_Information supplied_:
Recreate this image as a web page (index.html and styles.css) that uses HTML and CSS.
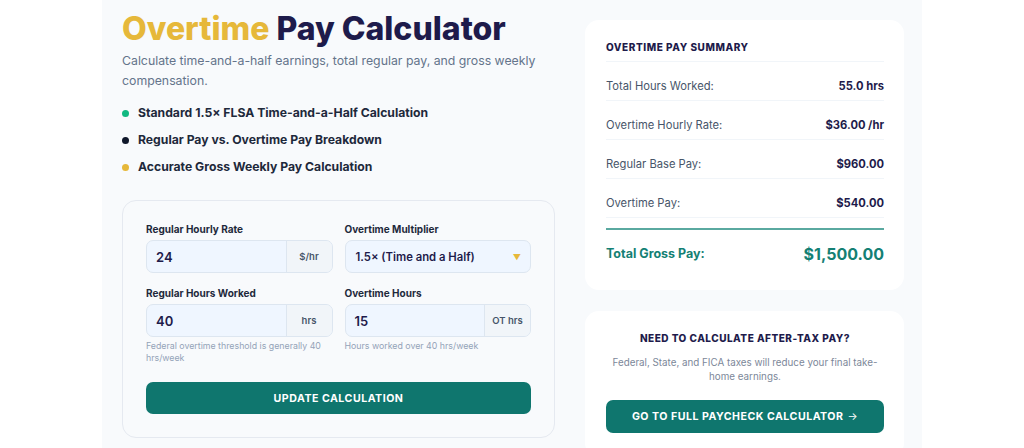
FILE: index.html
```html
<!DOCTYPE html>
<html lang="en">
<head>
<meta charset="utf-8">
<title>Overtime Pay Calculator</title>
<link rel="stylesheet" href="styles.css">
</head>
<body>
<div class="page">
  <main class="left">
    <h1 class="title"><span class="gold">Overtime</span> Pay Calculator</h1>
    <p class="subtitle">Calculate time-and-a-half earnings, total regular pay, and gross weekly compensation.</p>
    <ul class="features">
      <li><span class="dot dot-green"></span>Standard 1.5× FLSA Time-and-a-Half Calculation</li>
      <li><span class="dot dot-navy"></span>Regular Pay vs. Overtime Pay Breakdown</li>
      <li><span class="dot dot-gold"></span>Accurate Gross Weekly Pay Calculation</li>
    </ul>
    <form class="calc">
      <div class="grid">
        <div class="field">
          <label class="label">Regular Hourly Rate</label>
          <div class="input-group">
            <span class="input">24</span>
            <span class="addon">$/hr</span>
          </div>
        </div>
        <div class="field">
          <label class="label">Overtime Multiplier</label>
          <div class="select">
            <span>1.5× (Time and a Half)</span>
            <span class="caret">▼</span>
          </div>
        </div>
        <div class="field">
          <label class="label">Regular Hours Worked</label>
          <div class="input-group">
            <span class="input">40</span>
            <span class="addon">hrs</span>
          </div>
          <p class="help">Federal overtime threshold is generally 40 hrs/week</p>
        </div>
        <div class="field">
          <label class="label">Overtime Hours</label>
          <div class="input-group">
            <span class="input">15</span>
            <span class="addon">OT hrs</span>
          </div>
          <p class="help">Hours worked over 40 hrs/week</p>
        </div>
      </div>
      <div class="btn btn-full">UPDATE CALCULATION</div>
    </form>
  </main>
  <aside class="right">
    <section class="card summary">
      <h2 class="card-title">OVERTIME PAY SUMMARY</h2>
      <div class="row"><span class="row-label">Total Hours Worked:</span><span class="row-value">55.0 hrs</span></div>
      <div class="row"><span class="row-label">Overtime Hourly Rate:</span><span class="row-value">$36.00 /hr</span></div>
      <div class="row"><span class="row-label">Regular Base Pay:</span><span class="row-value">$960.00</span></div>
      <div class="row"><span class="row-label">Overtime Pay:</span><span class="row-value">$540.00</span></div>
      <div class="total"><span class="total-label">Total Gross Pay:</span><span class="total-value">$1,500.00</span></div>
    </section>
    <section class="card cta">
      <h2 class="cta-title">NEED TO CALCULATE AFTER-TAX PAY?</h2>
      <p class="cta-text">Federal, State, and FICA taxes will reduce your final take-home earnings.</p>
      <div class="btn">GO TO FULL PAYCHECK CALCULATOR <span class="arrow">→</span></div>
    </section>
  </aside>
</div>
</body>
</html>
```
FILE: styles.css
```css
* { box-sizing: border-box; }
html, body { margin: 0; padding: 0; }
body {
  background: #ffffff;
  font-family: Inter, "Noto Sans", "Liberation Sans", sans-serif;
  color: #1e293b;
}
.page {
  width: 820px;
  margin: 0 auto;
  min-height: 448px;
  background: #f8fafc;
  padding: 10px 18px 0 20px;
  display: flex;
  gap: 30px;
  align-items: flex-start;
}
.left { width: 433px; flex: none; }
.right { width: 319px; flex: none; padding-top: 10px; display: flex; flex-direction: column; gap: 21px; }

.title {
  margin: 0;
  font-size: 32px;
  line-height: 38px;
  font-weight: 800;
  color: #1e1b4b;
}
.gold { color: #e6b83a; }
.subtitle {
  margin: 3px 0 0;
  font-size: 12.3px;
  line-height: 19.5px;
  color: #64748b;
}
.features {
  list-style: none;
  margin: 13px 0 0;
  padding: 0;
  display: flex;
  flex-direction: column;
  gap: 7px;
}
.features li {
  display: flex;
  align-items: center;
  font-size: 12.2px;
  line-height: 20px;
  font-weight: 700;
  color: #1e293b;
}
.dot {
  width: 7px; height: 7px; border-radius: 50%;
  margin: 0 9px 0 0;
  flex: none;
}
.dot-green { background: #10b981; }
.dot-navy { background: #0f172a; }
.dot-gold { background: #e6b83a; }

.calc {
  margin-top: 23px;
  border: 1px solid #e5e9f0;
  border-radius: 14px;
  background: #f8fafc;
  padding: 21px 23px 23px;
}
.grid {
  display: grid;
  grid-template-columns: 1fr 1fr;
  column-gap: 12px;
  row-gap: 13px;
}
.label {
  display: block;
  font-size: 10px;
  line-height: 14px;
  font-weight: 700;
  color: #1e293b;
  margin-bottom: 4px;
}
.input-group {
  display: flex;
  height: 33px;
  border: 1px solid #dde6f0;
  border-radius: 7px;
  overflow: hidden;
  background: #eff6ff;
}
.input {
  flex: 1;
  display: flex;
  align-items: center;
  padding-left: 9px;
  font-size: 13px;
  font-weight: 600;
  color: #1e1b4b;
}
.addon {
  display: flex;
  align-items: center;
  justify-content: center;
  width: 46px;
  background: #f1f5f9;
  border-left: 1px solid #dde6f0;
  font-size: 9.5px;
  font-weight: 600;
  color: #475569;
}
.select {
  height: 33px;
  border: 1px solid #dde6f0;
  border-radius: 7px;
  background: #eff6ff;
  display: flex;
  align-items: center;
  justify-content: space-between;
  padding: 0 9px 0 10px;
  font-size: 11.3px;
  font-weight: 600;
  color: #1e1b4b;
}
.caret { color: #e6b83a; font-size: 8px; }
.help {
  margin: 3px 0 0;
  font-size: 8.8px;
  line-height: 12px;
  color: #94a3b8;
}
.btn {
  height: 33px;
  border-radius: 7px;
  background: #0f766e;
  color: #ffffff;
  font-size: 10.6px;
  font-weight: 700;
  letter-spacing: 0.5px;
  display: flex;
  align-items: center;
  justify-content: center;
}
.btn-full { margin-top: 18px; height: 32px; }
.arrow { font-weight: 400; margin-left: 4px; }

.card {
  background: #ffffff;
  border-radius: 14px;
  padding: 20px 20px 20px 21px;
}
.card-title {
  margin: 0;
  font-size: 10px;
  line-height: 14px;
  font-weight: 800;
  letter-spacing: 0.55px;
  color: #1e1b4b;
  padding-bottom: 7px;
  border-bottom: 1px solid #f1f5f9;
}
.row {
  display: flex;
  justify-content: space-between;
  align-items: center;
  padding: 17px 0 7px;
  line-height: 14px;
  border-bottom: 1px solid #f1f5f9;
}
.row-label { font-size: 11.2px; color: #475569; }
.row-value { font-size: 11.2px; font-weight: 700; color: #1e1b4b; }
.total {
  margin-top: 10px;
  border-top: 2px solid #5aa9a0;
  padding: 12px 0 4px;
  display: flex;
  justify-content: space-between;
  align-items: center;
  line-height: 24px;
}
.total-label { font-size: 12.5px; font-weight: 700; color: #148074; }
.total-value { font-size: 16px; font-weight: 700; color: #148074; }

.cta { text-align: center; padding-bottom: 24px; }
.cta-title {
  margin: 0;
  font-size: 10px;
  line-height: 14px;
  font-weight: 800;
  letter-spacing: 0.5px;
  color: #1e1b4b;
}
.cta-text {
  margin: 11px 0 0;
  font-size: 9.8px;
  line-height: 14px;
  color: #7c8799;
  padding: 0 4px;
}
.cta .btn { margin-top: 16px; }
```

_What you are asked to do_: Copy the listing word for word, excluding its pictures.

_Correct answer_:
Recreate this image as a web page (index.html and styles.css) that uses HTML and CSS.
FILE: index.html
```html
<!DOCTYPE html>
<html lang="en">
<head>
<meta charset="utf-8">
<title>Overtime Pay Calculator</title>
<link rel="stylesheet" href="styles.css">
</head>
<body>
<div class="page">
  <main class="left">
    <h1 class="title"><span class="gold">Overtime</span> Pay Calculator</h1>
    <p class="subtitle">Calculate time-and-a-half earnings, total regular pay, and gross weekly compensation.</p>
    <ul class="features">
      <li><span class="dot dot-green"></span>Standard 1.5× FLSA Time-and-a-Half Calculation</li>
      <li><span class="dot dot-navy"></span>Regular Pay vs. Overtime Pay Breakdown</li>
      <li><span class="dot dot-gold"></span>Accurate Gross Weekly Pay Calculation</li>
    </ul>
    <form class="calc">
      <div class="grid">
        <div class="field">
          <label class="label">Regular Hourly Rate</label>
          <div class="input-group">
            <span class="input">24</span>
            <span class="addon">$/hr</span>
          </div>
        </div>
        <div class="field">
          <label class="label">Overtime Multiplier</label>
          <div class="select">
            <span>1.5× (Time and a Half)</span>
            <span class="caret">▼</span>
          </div>
        </div>
        <div class="field">
          <label class="label">Regular Hours Worked</label>
          <div class="input-group">
            <span class="input">40</span>
            <span class="addon">hrs</span>
          </div>
          <p class="help">Federal overtime threshold is generally 40 hrs/week</p>
        </div>
        <div class="field">
          <label class="label">Overtime Hours</label>
          <div class="input-group">
            <span class="input">15</span>
            <span class="addon">OT hrs</span>
          </div>
          <p class="help">Hours worked over 40 hrs/week</p>
        </div>
      </div>
      <div class="btn btn-full">UPDATE CALCULATION</div>
    </form>
  </main>
  <aside class="right">
    <section class="card summary">
      <h2 class="card-title">OVERTIME PAY SUMMARY</h2>
      <div class="row"><span class="row-label">Total Hours Worked:</span><span class="row-value">55.0 hrs</span></div>
      <div class="row"><span class="row-label">Overtime Hourly Rate:</span><span class="row-value">$36.00 /hr</span></div>
      <div class="row"><span class="row-label">Regular Base Pay:</span><span class="row-value">$960.00</span></div>
      <div class="row"><span class="row-label">Overtime Pay:</span><span class="row-value">$540.00</span></div>
      <div class="total"><span class="total-label">Total Gross Pay:</span><span class="total-value">$1,500.00</span></div>
    </section>
    <section class="card cta">
      <h2 class="cta-title">NEED TO CALCULATE AFTER-TAX PAY?</h2>
      <p class="cta-text">Federal, State, and FICA taxes will reduce your final take-home earnings.</p>
      <div class="btn">GO TO FULL PAYCHECK CALCULATOR <span class="arrow">→</span></div>
    </section>
  </aside>
</div>
</body>
</html>
```
FILE: styles.css
```css
* { box-sizing: border-box; }
html, body { margin: 0; padding: 0; }
body {
  background: #ffffff;
  font-family: Inter, "Noto Sans", "Liberation Sans", sans-serif;
  color: #1e293b;
}
.page {
  width: 820px;
  margin: 0 auto;
  min-height: 448px;
  background: #f8fafc;
  padding: 10px 18px 0 20px;
  display: flex;
  gap: 30px;
  align-items: flex-start;
}
.left { width: 433px; flex: none; }
.right { width: 319px; flex: none; padding-top: 10px; display: flex; flex-direction: column; gap: 21px; }

.title {
  margin: 0;
  font-size: 32px;
  line-height: 38px;
  font-weight: 800;
  color: #1e1b4b;
}
.gold { color: #e6b83a; }
.subtitle {
  margin: 3px 0 0;
  font-size: 12.3px;
  line-height: 19.5px;
  color: #64748b;
}
.features {
  list-style: none;
  margin: 13px 0 0;
  padding: 0;
  display: flex;
  flex-direction: column;
  gap: 7px;
}
.features li {
  display: flex;
  align-items: center;
  font-size: 12.2px;
  line-height: 20px;
  font-weight: 700;
  color: #1e293b;
}
.dot {
  width: 7px; height: 7px; border-radius: 50%;
  margin: 0 9px 0 0;
  flex: none;
}
.dot-green { background: #10b981; }
.dot-navy { background: #0f172a; }
.dot-gold { background: #e6b83a; }

.calc {
  margin-top: 23px;
  border: 1px solid #e5e9f0;
  border-radius: 14px;
  background: #f8fafc;
  padding: 21px 23px 23px;
}
.grid {
  display: grid;
  grid-template-columns: 1fr 1fr;
  column-gap: 12px;
  row-gap: 13px;
}
.label {
  display: block;
  font-size: 10px;
  line-height: 14px;
  font-weight: 700;
  color: #1e293b;
  margin-bottom: 4px;
}
.input-group {
  display: flex;
  height: 33px;
  border: 1px solid #dde6f0;
  border-radius: 7px;
  overflow: hidden;
  background: #eff6ff;
}
.input {
  flex: 1;
  display: flex;
  align-items: center;
  padding-left: 9px;
  font-size: 13px;
  font-weight: 600;
  color: #1e1b4b;
}
.addon {
  display: flex;
  align-items: center;
  justify-content: center;
  width: 46px;
  background: #f1f5f9;
  border-left: 1px solid #dde6f0;
  font-size: 9.5px;
  font-weight: 600;
  color: #475569;
}
.select {
  height: 33px;
  border: 1px solid #dde6f0;
  border-radius: 7px;
  background: #eff6ff;
  display: flex;
  align-items: center;
  justify-content: space-between;
  padding: 0 9px 0 10px;
  font-size: 11.3px;
  font-weight: 600;
  color: #1e1b4b;
}
.caret { color: #e6b83a; font-size: 8px; }
.help {
  margin: 3px 0 0;
  font-size: 8.8px;
  line-height: 12px;
  color: #94a3b8;
}
.btn {
  height: 33px;
  border-radius: 7px;
  background: #0f766e;
  color: #ffffff;
  font-size: 10.6px;
  font-weight: 700;
  letter-spacing: 0.5px;
  display: flex;
  align-items: center;
  justify-content: center;
}
.btn-full { margin-top: 18px; height: 32px; }
.arrow { font-weight: 400; margin-left: 4px; }

.card {
  background: #ffffff;
  border-radius: 14px;
  padding: 20px 20px 20px 21px;
}
.card-title {
  margin: 0;
  font-size: 10px;
  line-height: 14px;
  font-weight: 800;
  letter-spacing: 0.55px;
  color: #1e1b4b;
  padding-bottom: 7px;
  border-bottom: 1px solid #f1f5f9;
}
.row {
  display: flex;
  justify-content: space-between;
  align-items: center;
  padding: 17px 0 7px;
  line-height: 14px;
  border-bottom: 1px solid #f1f5f9;
}
.row-label { font-size: 11.2px; color: #475569; }
.row-value { font-size: 11.2px; font-weight: 700; color: #1e1b4b; }
.total {
  margin-top: 10px;
  border-top: 2px solid #5aa9a0;
  padding: 12px 0 4px;
  display: flex;
  justify-content: space-between;
  align-items: center;
  line-height: 24px;
}
.total-label { font-size: 12.5px; font-weight: 700; color: #148074; }
.total-value { font-size: 16px; font-weight: 700; color: #148074; }

.cta { text-align: center; padding-bottom: 24px; }
.cta-title {
  margin: 0;
  font-size: 10px;
  line-height: 14px;
  font-weight: 800;
  letter-spacing: 0.5px;
  color: #1e1b4b;
}
.cta-text {
  margin: 11px 0 0;
  font-size: 9.8px;
  line-height: 14px;
  color: #7c8799;
  padding: 0 4px;
}
.cta .btn { margin-top: 16px; }
```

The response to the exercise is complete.